Тем не менее, Марта затронула больную тему. Меня все чаще терзало беспокойство на тему моего двадцать первого дня рождения, которое было совсем не за горами. В лаборатории я уже была, списки получила неделю назад, но боялась даже смотреть в их сторону.
«Что такого страшного, Аюшка, все так живут. Ты же знаешь, это во благо человечества, так нужно». – Папа был таким же «промытым», как и все окружающие, но это не мешало ему быть добрым ко мне, и я его любила таким, какой он был у меня.
Размышления прервал звонок по видеосвязи. Вызывала Марта. Включив видеорежим, я повернулась к изображению, но не успела ничего сказать, как услышала сдержанный возглас подружки: «Ая! Ты представляешь. Вернее, ты не представляешь, конечно же, ну откуда тебе знать. Так вот. Я же говорила тебе сегодня, что у меня сегодня общение с претендентами. Так вот. Знаешь, кто один из них? Ой, ну конечно же ты не знаешь!» О небесные тела! Если она будет так тянуть, я состарюсь раньше, чем она закончит.
– Марта! Не томи, я спать уже ложусь, прошу, закончи раньше, чем я засну! – я демонстративно зевнула.
– Ой, прости, я знаю, как для человека важен сон, тем более для такой молодой….
– Марта, пожалуйста! – я начинала раздражаться.
– Декан факультета молекулярной биологии.
– Что, прости? – я удивленно моргнула.
– Что непонятного. Ты просила быстрее. Так вот, один из претендентов – декан факультета молекулярной биологии. – Марта улыбалась. – Я думаю выбрать его. Обещала подумать еще два дня, но для себя уже решила. Я выйду за него замуж, и мы родим здоровых детей.
– Ох, Марта… Но ему же… он же… – я буквально потерялась в словах, вспомнив почти пятидесятилетнего неопрятного мужчину с клочковатыми выцветшими блеклыми глазами, седыми волосами и бородавкой на верхней губе.
– Ну да, он на двадцать пять лет меня старше. Зато у нас совместимость почти 91%! Это очень надежная цифра! У нас обязательно будут дети! Ну и что, что старше. Зато опытнее. Дети будут умнее. А ты уже посмотрела свой список кандидатов?

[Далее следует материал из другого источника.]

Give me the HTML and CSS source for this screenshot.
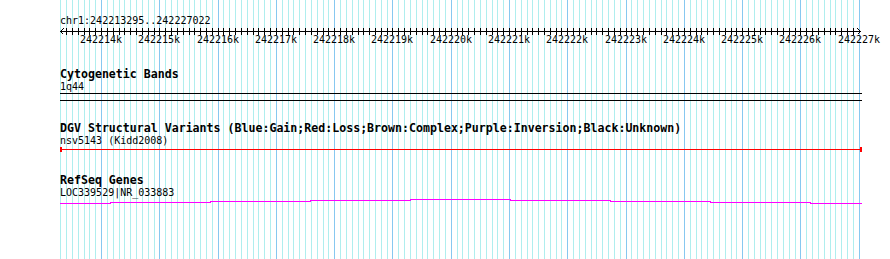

– Я… Нет. – меня тошнило от одной этой мысли. – Я просто не могу, Марта, не могу.
– Но ты должна! Тебе осталось всего полгода! – ты же знаешь, если ты не выберешь кандидата, то тебя обяжут выйти замуж за того, с кем твой процент совместимости больше всего. – Марта деловито поправила прядь волос и улыбнулась. – Так что давай, постарайся. Когда ты уезжаешь на практику?
– Через две недели. Вернусь через месяц примерно.
– Отлично, список кандидатов возьми с собой, вечером будет что почитать. Не забудь Ая, это самый важный выбор в жизни. – Марта посмотрела на меня взглядом опытной матери, отслеживающей внешний неопрятный вид нашкодившего ребенка. Наверное, она будет хорошей мамой.